MATERIAL PROVIDED:
====

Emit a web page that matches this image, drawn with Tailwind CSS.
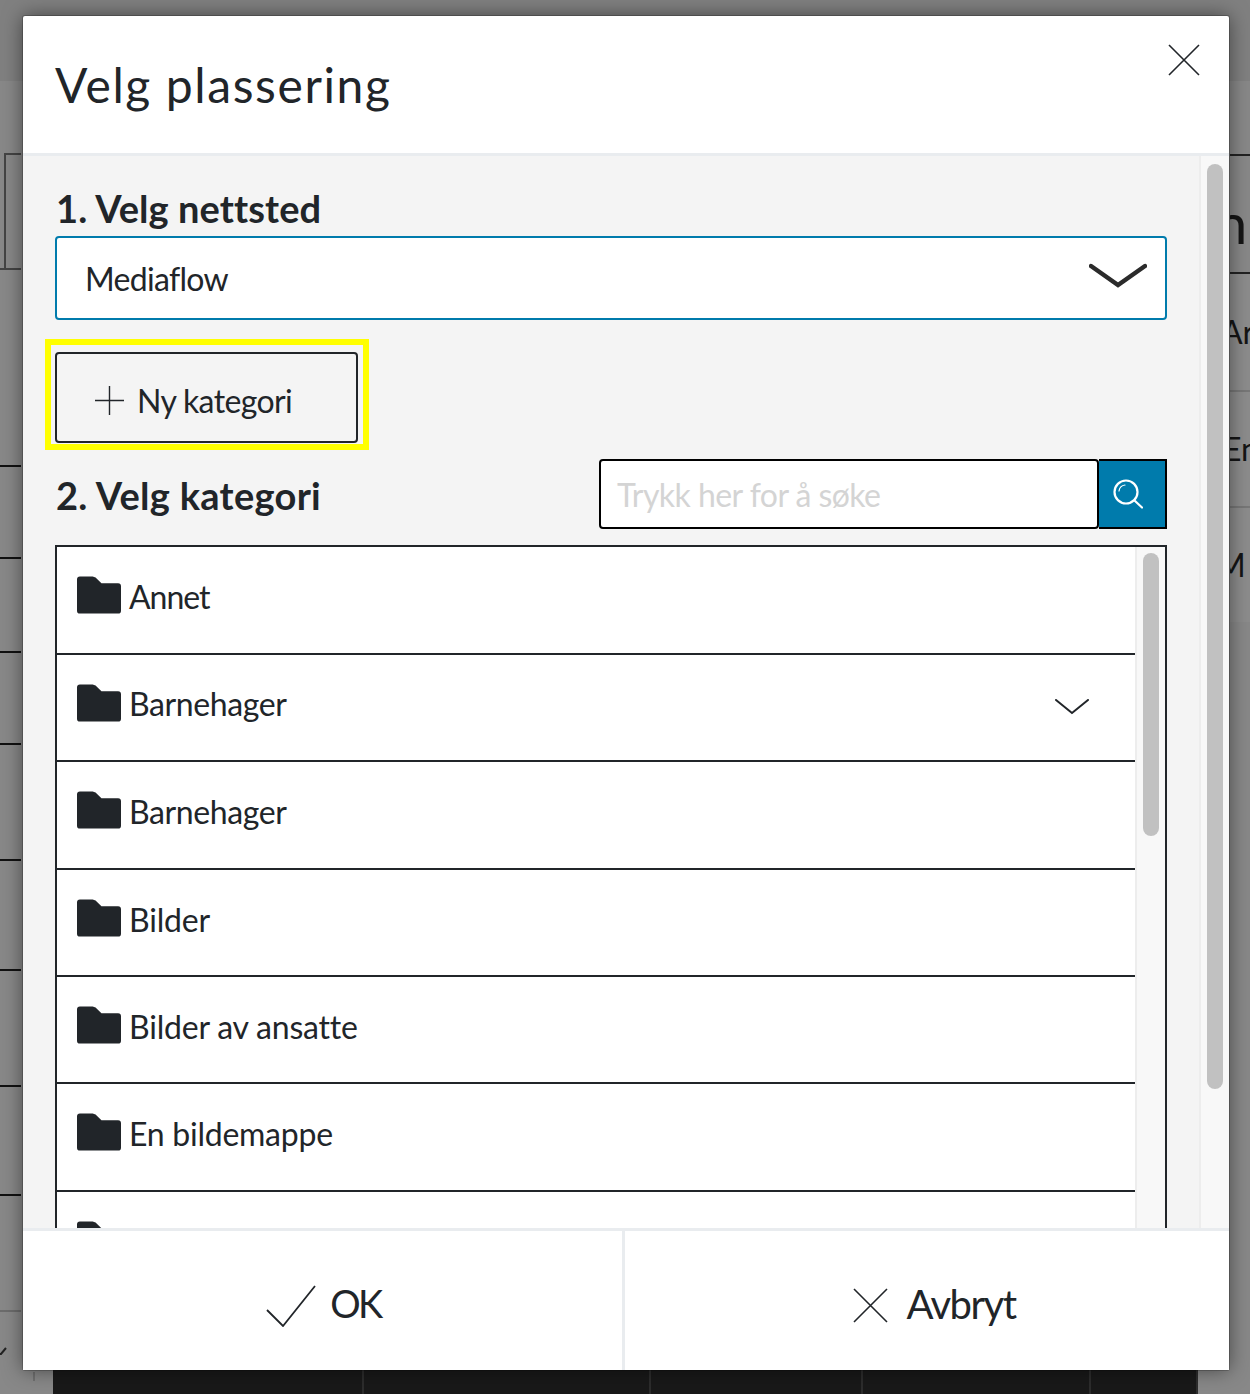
<!doctype html>
<html>
<head>
<meta charset="utf-8">
<script src="https://cdn.jsdelivr.net/npm/@tailwindcss/browser@4"></script>
</head>
<body class="font-['Lato','Noto_Sans',sans-serif]">
<div class="relative w-[1250px] h-[1394px] overflow-hidden bg-[#888888] text-[#212529] flex flex-col">

  <!-- page behind the modal -->
  <div class="h-[81px] shrink-0 bg-[#808080]"></div>
  <div class="flex-1 min-h-0 flex justify-between">
    <div class="w-[21px] pt-[72px]">
      <div class="ml-[4px] h-[115px] border-l-2 border-t-2 border-[#444]"></div>
      <div class="h-[197px] border-t-2 border-[#444]"></div>
      <div class="h-[92px] border-t-2 border-[#111]"></div>
      <div class="h-[94px] border-t-2 border-[#111]"></div>
      <div class="h-[92px] border-t-2 border-[#111]"></div>
      <div class="h-[116px] border-t-2 border-[#111]"></div>
      <div class="h-[110px] border-t-2 border-[#111]"></div>
      <div class="h-[116px] border-t-2 border-[#111]"></div>
      <div class="h-[109px] border-t-2 border-[#111]"></div>
      <div class="h-[116px] border-t-2 border-[#111]"></div>
      <div class="border-t-2 border-[#6c6c6c] pt-[34px]">
        <svg class="w-[7px] h-[9px]" viewBox="0 0 7 9" fill="none" stroke="#222" stroke-width="2"><path d="M-2 8 1 8 6 2"/></svg>
      </div>
    </div>
    <div class="w-[20px] pt-[73px] text-[#151515] text-[32px] overflow-hidden">
      <div class="h-[118px] border-t-2 border-[#222] flex items-center">
        <span class="text-[56px] leading-none -ml-[14px] mb-[-18px]">n</span>
      </div>
      <div class="h-[118px] border-t-2 border-[#222] flex items-center bg-[#8c8c8c]">
        <span class="-ml-[9px]">Ar</span>
      </div>
      <div class="h-[116px] border-t-2 border-[#777] flex items-center bg-[#8c8c8c]">
        <span class="-ml-[7px]">En</span>
      </div>
      <div class="h-[116px] border-t-2 border-[#777] flex items-center bg-[#8c8c8c]">
        <span class="-ml-[14px]">M</span>
      </div>
    </div>
  </div>
  <div class="h-[24px] shrink-0 flex pl-[33px]">
    <div class="w-[2px] h-[9px] mt-[2px] bg-[#707070]"></div>
    <div class="ml-[18px] w-[1145px] flex bg-[#191919]">
      <div class="w-[311px] border-r-2 border-[#2d2d2d]"></div>
      <div class="w-[287px] border-r-2 border-[#2d2d2d]"></div>
      <div class="w-[212px] border-r-2 border-[#2d2d2d]"></div>
      <div class="w-[228px] border-r-2 border-[#2d2d2d]"></div>
      <div class="w-[107px] border-r-2 border-[#2d2d2d]"></div>
    </div>
  </div>

  <!-- modal -->
  <div class="absolute left-[23px] top-[16px] w-[1206px] h-[1354px] flex flex-col bg-white rounded-[2px] shadow-[0_0_0_1px_rgba(0,0,0,0.2),0_0_20px_rgba(0,0,0,0.5)]">
    <div class="h-[140px] shrink-0 border-b-[3px] border-[#e9ecef] relative pl-[32px] pt-[37px]">
      <h1 class="text-[48px] leading-[64px] tracking-[1.6px]">Velg plassering</h1>
      <svg class="absolute left-[1145px] top-[28px] w-[32px] h-[32px]" viewBox="0 0 32 32" fill="none" stroke="#212529" stroke-width="1.6"><path d="M1 1 31 31M31 1 1 31"/></svg>
    </div>

    <div class="flex-1 min-h-0 flex bg-[#f4f4f4] overflow-hidden">
      <div class="flex-1 min-w-0 pl-[32px] pr-[32px] pt-[30px]">
        <h2 class="font-bold text-[38px] leading-[44px] tracking-[0.1px] pl-[1px]">1. Velg nettsted</h2>
        <div class="h-[84px] mt-[6px] bg-white border-2 border-[#007bac] rounded-[4px] flex items-center justify-between pl-[28px] pr-[18px]">
          <span class="text-[32px] tracking-[-0.7px] pt-[2px]">Mediaflow</span>
          <svg class="w-[58px] h-[26px] -mt-[4px]" viewBox="0 0 58 26" fill="none" stroke="#2b2b2b" stroke-width="4.5" stroke-linecap="round"><path d="M2 3 29 22 56 3"/></svg>
        </div>
        <div class="w-[324px] h-[111px] mt-[19px] -ml-[10px] border-[6px] border-[#ffff00] pt-[7px] pb-[1px] pl-[4px] pr-[5px]">
          <button class="w-full h-full border-2 border-[#212529] rounded-[4px] flex items-center pl-[38px] pt-[6px] gap-[13px] text-[32px] tracking-[-0.65px]">
            <svg class="w-[29px] h-[29px]" viewBox="0 0 29 29" fill="none" stroke="#212529" stroke-width="1.4"><path d="M14.5 0v29M0 14.5h29"/></svg>
            Ny kategori
          </button>
        </div>
        <div class="flex justify-between items-center mt-[9px] h-[70px]">
          <h2 class="font-bold text-[38px] leading-[44px] tracking-[0.3px] pl-[1px] pt-[2px]">2. Velg kategori</h2>
          <div class="flex h-[70px]">
            <div class="w-[500px] bg-white border-2 border-black rounded-[4px] flex items-center pl-[16px] pt-[2px] text-[32px] tracking-[-0.55px] text-[#d4d4d4]">Trykk her for å søke</div>
            <div class="w-[68px] bg-[#007bac] border-2 border-black border-l-0 flex items-center justify-center pr-[8px]">
              <svg class="w-[30px] h-[30px]" viewBox="0 0 30 30" fill="none" stroke="#fff" stroke-width="2.2" stroke-linecap="round"><circle cx="13" cy="13" r="11.5"/><path d="M21.5 21.5 29 28.5"/><path d="M6 12a7 7 0 0 1 6-6" stroke-width="1.2"/></svg>
            </div>
          </div>
        </div>
        <div class="mt-[16px] border-2 border-[#212529] border-b-0 bg-white flex h-[700px] overflow-hidden">
          <ul class="flex-1 min-w-0 text-[32px]">
            <li class="h-[108px] border-b-2 border-[#212529] flex items-center pl-[20px] pb-[7px] gap-[8px]">
              <svg class="w-[44px] h-[38px] -mt-[4px]" viewBox="0 0 45 38" fill="#212529"><path d="M3 0h13l3 1 6 6h17a3 3 0 0 1 3 3v25a3 3 0 0 1-3 3H3a3 3 0 0 1-3-3V3a3 3 0 0 1 3-3z"/></svg>
              <span class="tracking-[-1px]">Annet</span>
            </li>
            <li class="h-[107px] border-b-2 border-[#212529] flex items-center pl-[20px] pb-[7px] gap-[8px] relative">
              <svg class="w-[44px] h-[38px] -mt-[2px]" viewBox="0 0 45 38" fill="#212529"><path d="M3 0h13l3 1 6 6h17a3 3 0 0 1 3 3v25a3 3 0 0 1-3 3H3a3 3 0 0 1-3-3V3a3 3 0 0 1 3-3z"/></svg>
              <span class="tracking-[-0.4px]">Barnehager</span>
              <svg class="absolute right-[46px] top-[44px] w-[34px] h-[16px]" viewBox="0 0 34 16" fill="none" stroke="#212529" stroke-width="2" stroke-linecap="round"><path d="M1 1l16 13L33 1"/></svg>
            </li>
            <li class="h-[108px] border-b-2 border-[#212529] flex items-center pl-[20px] pb-[7px] gap-[8px]">
              <svg class="w-[44px] h-[38px] -mt-[4px]" viewBox="0 0 45 38" fill="#212529"><path d="M3 0h13l3 1 6 6h17a3 3 0 0 1 3 3v25a3 3 0 0 1-3 3H3a3 3 0 0 1-3-3V3a3 3 0 0 1 3-3z"/></svg>
              <span class="tracking-[-0.4px]">Barnehager</span>
            </li>
            <li class="h-[107px] border-b-2 border-[#212529] flex items-center pl-[20px] pb-[5px] gap-[8px]">
              <svg class="w-[44px] h-[38px] -mt-[4px]" viewBox="0 0 45 38" fill="#212529"><path d="M3 0h13l3 1 6 6h17a3 3 0 0 1 3 3v25a3 3 0 0 1-3 3H3a3 3 0 0 1-3-3V3a3 3 0 0 1 3-3z"/></svg>
              <span class="tracking-[-0.2px]">Bilder</span>
            </li>
            <li class="h-[107px] border-b-2 border-[#212529] flex items-center pl-[20px] pb-[5px] gap-[8px]">
              <svg class="w-[44px] h-[38px] -mt-[4px]" viewBox="0 0 45 38" fill="#212529"><path d="M3 0h13l3 1 6 6h17a3 3 0 0 1 3 3v25a3 3 0 0 1-3 3H3a3 3 0 0 1-3-3V3a3 3 0 0 1 3-3z"/></svg>
              <span class="tracking-[-0.2px]">Bilder av ansatte</span>
            </li>
            <li class="h-[108px] border-b-2 border-[#212529] flex items-center pl-[20px] pb-[7px] gap-[8px]">
              <svg class="w-[44px] h-[38px] -mt-[4px]" viewBox="0 0 45 38" fill="#212529"><path d="M3 0h13l3 1 6 6h17a3 3 0 0 1 3 3v25a3 3 0 0 1-3 3H3a3 3 0 0 1-3-3V3a3 3 0 0 1 3-3z"/></svg>
              <span class="tracking-[-0.25px]">En bildemappe</span>
            </li>
            <li class="h-[108px] flex items-start pl-[20px] pt-[29px]">
              <svg class="w-[44px] h-[38px]" viewBox="0 0 45 38" fill="#212529"><path d="M3 0h13l3 1 6 6h17a3 3 0 0 1 3 3v25a3 3 0 0 1-3 3H3a3 3 0 0 1-3-3V3a3 3 0 0 1 3-3z"/></svg>
            </li>
          </ul>
          <div class="w-[30px] shrink-0 bg-[#f8f8f8] border-l-2 border-[#ededed] pt-[6px] pl-[6px]">
            <div class="w-[16px] h-[283px] rounded-full bg-[#c1c1c1]"></div>
          </div>
        </div>
      </div>
      <div class="w-[30px] shrink-0 bg-[#f8f8f8] border-l-2 border-[#ededed] pt-[8px] pl-[6px]">
        <div class="w-[16px] h-[925px] rounded-full bg-[#c1c1c1]"></div>
      </div>
    </div>

    <div class="h-[142px] shrink-0 border-t-[3px] border-[#e9ecef] flex text-[40px] bg-white">
      <button class="w-[602px] flex items-center justify-center gap-[14px] border-r-[3px] border-[#e9ecef] pt-[10px] pl-[2px]">
        <svg class="w-[50px] h-[42px]" viewBox="0 0 50 42" fill="none" stroke="#212529" stroke-width="1.8"><path d="M1 25l16 16L49 1"/></svg>
        <span class="text-[38px] tracking-[-2.5px] pb-[4px]">OK</span>
      </button>
      <button class="flex-1 flex items-center justify-center gap-[18px] pt-[10px] pl-[15px]">
        <svg class="w-[35px] h-[35px]" viewBox="0 0 35 35" fill="none" stroke="#212529" stroke-width="1.6"><path d="M1 1l33 33M34 1 1 34"/></svg>
        <span class="tracking-[-1.5px] pb-[4px]">Avbryt</span>
      </button>
    </div>
  </div>
</div>
</body>
</html>
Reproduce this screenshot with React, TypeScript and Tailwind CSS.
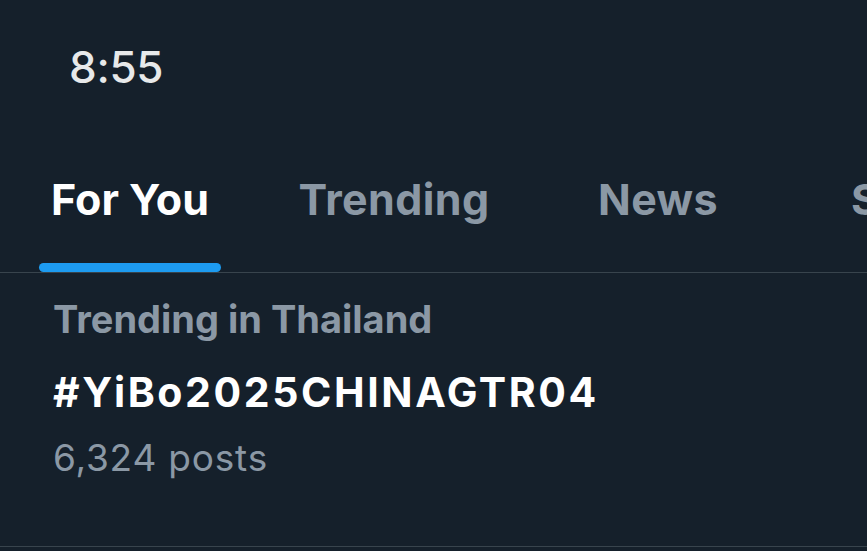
import React from "react";

const font = { fontFamily: '"Inter", "Roboto", "Liberation Sans", sans-serif' };

export default function App() {
  const tabs = ["For You", "Trending", "News", "Sports"];
  return (
    <div className="w-[867px] h-[551px] bg-[#15202b] overflow-hidden flex flex-col" style={font}>
      <div className="h-[134px] pl-[69px] pt-[39px]">
        <span className="text-[#e7e9ea] text-[44px] leading-[56px] font-medium tracking-[-0.3px]">8:55</span>
      </div>
      <div className="flex flex-col border-b border-[#38444d]">
        <div className="flex h-[138px] -ml-[2px]">
          {tabs.map((t, i) => (
            <div key={t} className="w-[264px] shrink-0 flex flex-col items-center justify-end">
              <span
                className={`text-[43px] font-bold leading-[50px] whitespace-nowrap ${
                  i === 0 ? "text-white" : "text-[#8b98a5] tracking-[0.4px]"
                }`}
              >
                {t}
              </span>
              <div className={`mt-[39px] h-[9px] w-[182px] rounded-full ${i === 0 ? "bg-[#1d9bf0]" : "bg-transparent"}`} />
            </div>
          ))}
        </div>
      </div>
      <div className="flex flex-col pl-[53px] pt-[22px] border-b border-[#38444d] h-[274px]">
        <span className="text-[#8b98a5] text-[38px] font-bold leading-[48px]">Trending in Thailand</span>
        <span className="text-white text-[41px] font-bold leading-[50px] mt-[24px] tracking-[2.6px]">#YiBo2025CHINAGTR04</span>
        <span className="text-[#8b98a5] text-[37px] font-normal leading-[46px] mt-[18px] tracking-[0.8px]">6,324 posts</span>
      </div>
    </div>
  );
}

====

Without the pictures, write out the lines from the beginning of the entries through the line with "w-[1250px] h-[1394px] overflow-hidden".

Emit a web page that matches this image, drawn with Tailwind CSS.
<!doctype html>
<html>
<head>
<meta charset="utf-8">
<script src="https://cdn.jsdelivr.net/npm/@tailwindcss/browser@4"></script>
</head>
<body class="font-['Lato','Noto_Sans',sans-serif]">
<div class="relative w-[1250px] h-[1394px] overflow-hidden bg-[#888888] text-[#212529] flex flex-col">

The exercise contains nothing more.